Finn’s writing in these songs often feels like an exercise in empathy, seeking out people who’ve never gotten the spotlight in his work. The male protagonist of “Tangletown” is a wealthy divorcee who works a boring job, goes to bed early, and surrounds himself with luxuries that poorly mask his inner turmoil. You never learn his name, but it’s almost certainly not “Charlemagne” or “Gideon”: it might be “Craig.” In “It Hits When It Hits,” Finn sounds lonely and lost atop a slow-pulsing rhythm. “I can tell that today is gonna be a celebration,” he repeats while the music drags at his words, suggesting that today will, in fact, be just the opposite. His call for hard-won joy is miles away from Hold Steady anthems where celebration felt like a divine right: “This summer, grant us all the power,” he once sang, “To drink on top of water towers.” Here, his characters have a hard time summoning the power just to make it through the day.

Finn has referred to these new songs as “co-dependency jams,” and the relationships he describes in them are complex and colorful, from the partners-in-crime of “Jester & June” to the grieving road-trippers of “God in Chicago.” When people are called by name, he simply affirms their presence in the world, his characters grateful for not being alone. “James, I’m glad that you’re here,” Finn sings through the synthy Kaputt-pop of “Birds Trapped in the Airport”; “Nathan, you’re my only friend,” he urges in “Ninety Bucks.” Of course, the sincerity of any of these statements is tenuous.

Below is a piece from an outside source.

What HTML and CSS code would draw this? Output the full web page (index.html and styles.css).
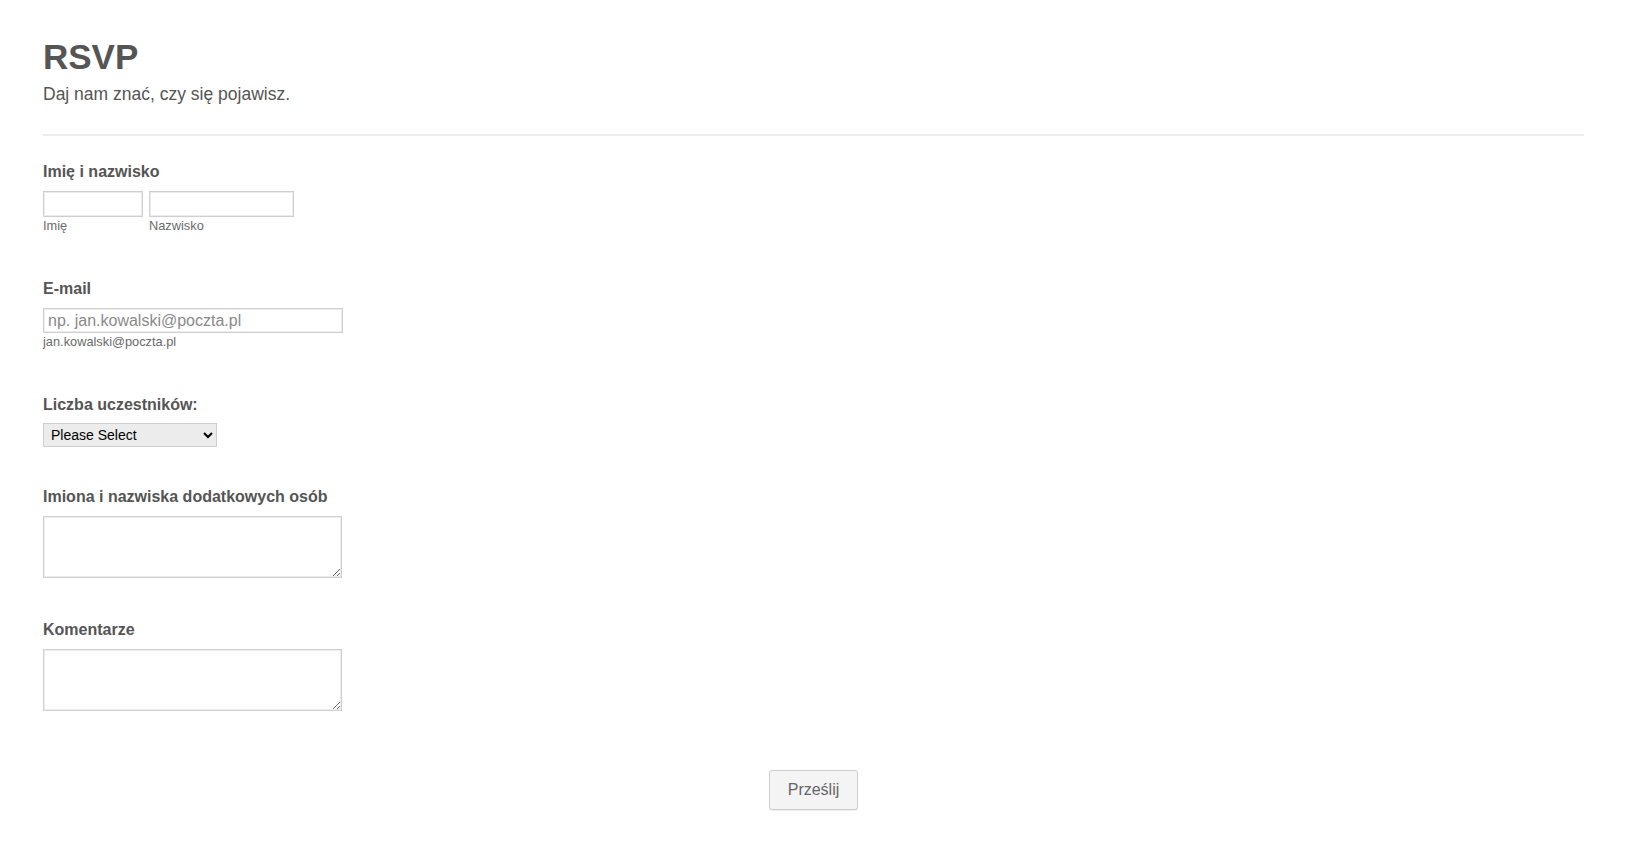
FILE: index.html
```html
<!DOCTYPE html>
<html>
<head>
    <meta charset="utf-8">
    <title>RSVP</title>
    <link rel="stylesheet" href="styles.css">
</head>
<body>
    <form class="form-all" id="rsvpForm">
        <!-- Header -->
        <div class="form-header">
            <h1 class="form-title">RSVP</h1>
            <div class="form-subtitle">Daj nam znać, czy się pojawisz.</div>
        </div>

        <ul class="form-section">
            <!-- Name -->
            <li class="form-line with-sublabel">
                <label class="form-label">Imię i nazwisko</label>
                <div class="name-row">
                    <span class="sub-field">
                        <input type="text" id="first_name" name="first_name" class="input-first">
                        <label for="first_name" class="form-sublabel">Imię</label>
                    </span>
                    <span class="sub-field">
                        <input type="text" id="last_name" name="last_name" class="input-last">
                        <label for="last_name" class="form-sublabel">Nazwisko</label>
                    </span>
                </div>
            </li>

            <!-- Email -->
            <li class="form-line with-sublabel">
                <label class="form-label" for="email">E-mail</label>
                <input type="email" id="email" name="email" class="input-email" placeholder="np. jan.kowalski@poczta.pl">
                <label for="email" class="form-sublabel">jan.kowalski@poczta.pl</label>
            </li>

            <!-- Guests -->
            <li class="form-line with-select">
                <label class="form-label" for="guests">Liczba uczestników:</label>
                <select id="guests" name="guests" class="input-select">
                    <option value="">Please Select</option>
                    <option value="1">1</option>
                    <option value="2">2</option>
                    <option value="3">3</option>
                    <option value="4">4</option>
                </select>
            </li>

            <!-- Extra guests -->
            <li class="form-line with-textarea">
                <label class="form-label" for="extra_names">Imiona i nazwiska dodatkowych osób</label>
                <textarea id="extra_names" name="extra_names" class="input-textarea"></textarea>
            </li>

            <!-- Comments -->
            <li class="form-line with-textarea">
                <label class="form-label" for="comments">Komentarze</label>
                <textarea id="comments" name="comments" class="input-textarea"></textarea>
            </li>
        </ul>

        <div class="form-buttons">
            <button type="submit" class="submit-button">Prześlij</button>
        </div>
    </form>
</body>
</html>
```

FILE: styles.css
```css
body {
    margin: 0;
    padding: 0;
    background-color: #fff;
    color: #555;
    font-family: "Liberation Sans", Arial, sans-serif;
}

.form-all {
    padding: 36px 44px 40px 43px;
}

/* Header */
.form-header {
    padding-bottom: 29px;
    border-bottom: 2px solid #ececec;
}

.form-title {
    margin: 0;
    font-size: 35px;
    line-height: 42px;
    font-weight: bold;
    color: #555;
}

.form-subtitle {
    margin-top: 5px;
    font-size: 17.5px;
    line-height: 22px;
    color: #555;
}

/* Fields */
.form-section {
    list-style: none;
    margin: 26px 0 0 0;
    padding: 0;
}

.form-line {
    margin-bottom: 38px;
}

.form-line.with-sublabel {
    margin-bottom: 46px;
}

.form-line.with-select {
    margin-bottom: 40px;
}

.form-line.with-select .form-label {
    margin-bottom: 8px;
}

.form-line.with-textarea {
    margin-bottom: 42px;
}

.form-label {
    display: block;
    font-size: 16px;
    line-height: 20px;
    font-weight: bold;
    color: #555;
    margin-bottom: 9px;
}

.form-sublabel {
    display: block;
    margin-top: 1px;
    font-size: 12.8px;
    line-height: 15px;
    color: #6a6a6a;
}

.name-row {
    display: flex;
    gap: 6px;
}

.sub-field {
    display: flex;
    flex-direction: column;
}

input[type="text"], input[type="email"] {
    box-sizing: border-box;
    display: block;
    height: 26px;
    margin: 0;
    padding: 0 4px;
    border: 1px solid #cfcfcf;
    box-shadow: inset 0 0 0 1px #ececec;
    background: #fff;
    font-family: "Liberation Sans", Arial, sans-serif;
    font-size: 16px;
    color: #555;
}

.input-first {
    width: 100px;
}

.input-last {
    width: 145px;
}

.input-email {
    width: 300px;
    height: 25px !important;
}

input::placeholder {
    color: #8a8a8a;
}

.input-select {
    display: block;
    box-sizing: border-box;
    width: 174px;
    height: 24px;
    margin: 0;
    padding: 0 3px;
    border: 1px solid #cfcfcf;
    background-color: #ececec;
    font-family: "Liberation Sans", Arial, sans-serif;
    font-size: 14px;
    color: #000;
}

.input-textarea {
    display: block;
    box-sizing: border-box;
    width: 299px;
    height: 62px;
    margin: 0;
    padding: 4px;
    border: 1px solid #cfcfcf;
    box-shadow: inset 0 0 0 1px #ececec;
    font-family: "Liberation Sans", Arial, sans-serif;
    font-size: 14px;
}

/* Submit */
.form-buttons {
    text-align: center;
    margin-top: 59px;
}

.submit-button {
    box-sizing: border-box;
    height: 40px;
    padding: 0 18px;
    border: 1px solid #cdcdcd;
    border-radius: 3px;
    background-color: #f4f4f4;
    box-shadow: 0 1px 1px rgba(0, 0, 0, 0.08);
    font-family: "Liberation Sans", Arial, sans-serif;
    font-size: 16px;
    color: #666;
    cursor: pointer;
}

.submit-button:hover {
    background-color: #eaeaea;
}
```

In “Ninety Bucks,” Nathan responds to his friend by loaning her money, knowing she probably won’t use it for MRI-certification. All the while, a single piano note plods in the background as their monotonous dynamic starts sounding something like stability. “Sometimes I can push ahead,” Finn sings, “Some nights the wheels just spin.”

The entirety of We All Want the Same Things is steeped in a mournful haze that makes the “wild kind of sadness” Finn sings about in “Jester & June” come to life, and helps these songs transcend from short stories into action-packed anthems on par with his finest work. Bruce Springsteen, particularly his character-driven early work, has long been a reference point for Finn’s music. But here, he seems more inspired by Bruce’s darker material: the haunting fadeout of “Racing in the Street,” the layered vocals in “Stolen Car,” the muted trumpet in “Meeting Across the River” that made its star-crossed drug deal sound doomed before it even happened. In “Preludes,” Finn sings about driving through a storm, accompanied by flutes that sound like snow against windshield wipers. In “Rescue Blues,” Stuart Bogie’s horn ascends as Finn comes closer to finding a sense of resolution. “I guess we all/Get by in different ways,” he sings tenderly, more confident with each repetition. Finally, Craig Finn sounds like he’ll be all right, like he’s got somewhere to go when the party’s over.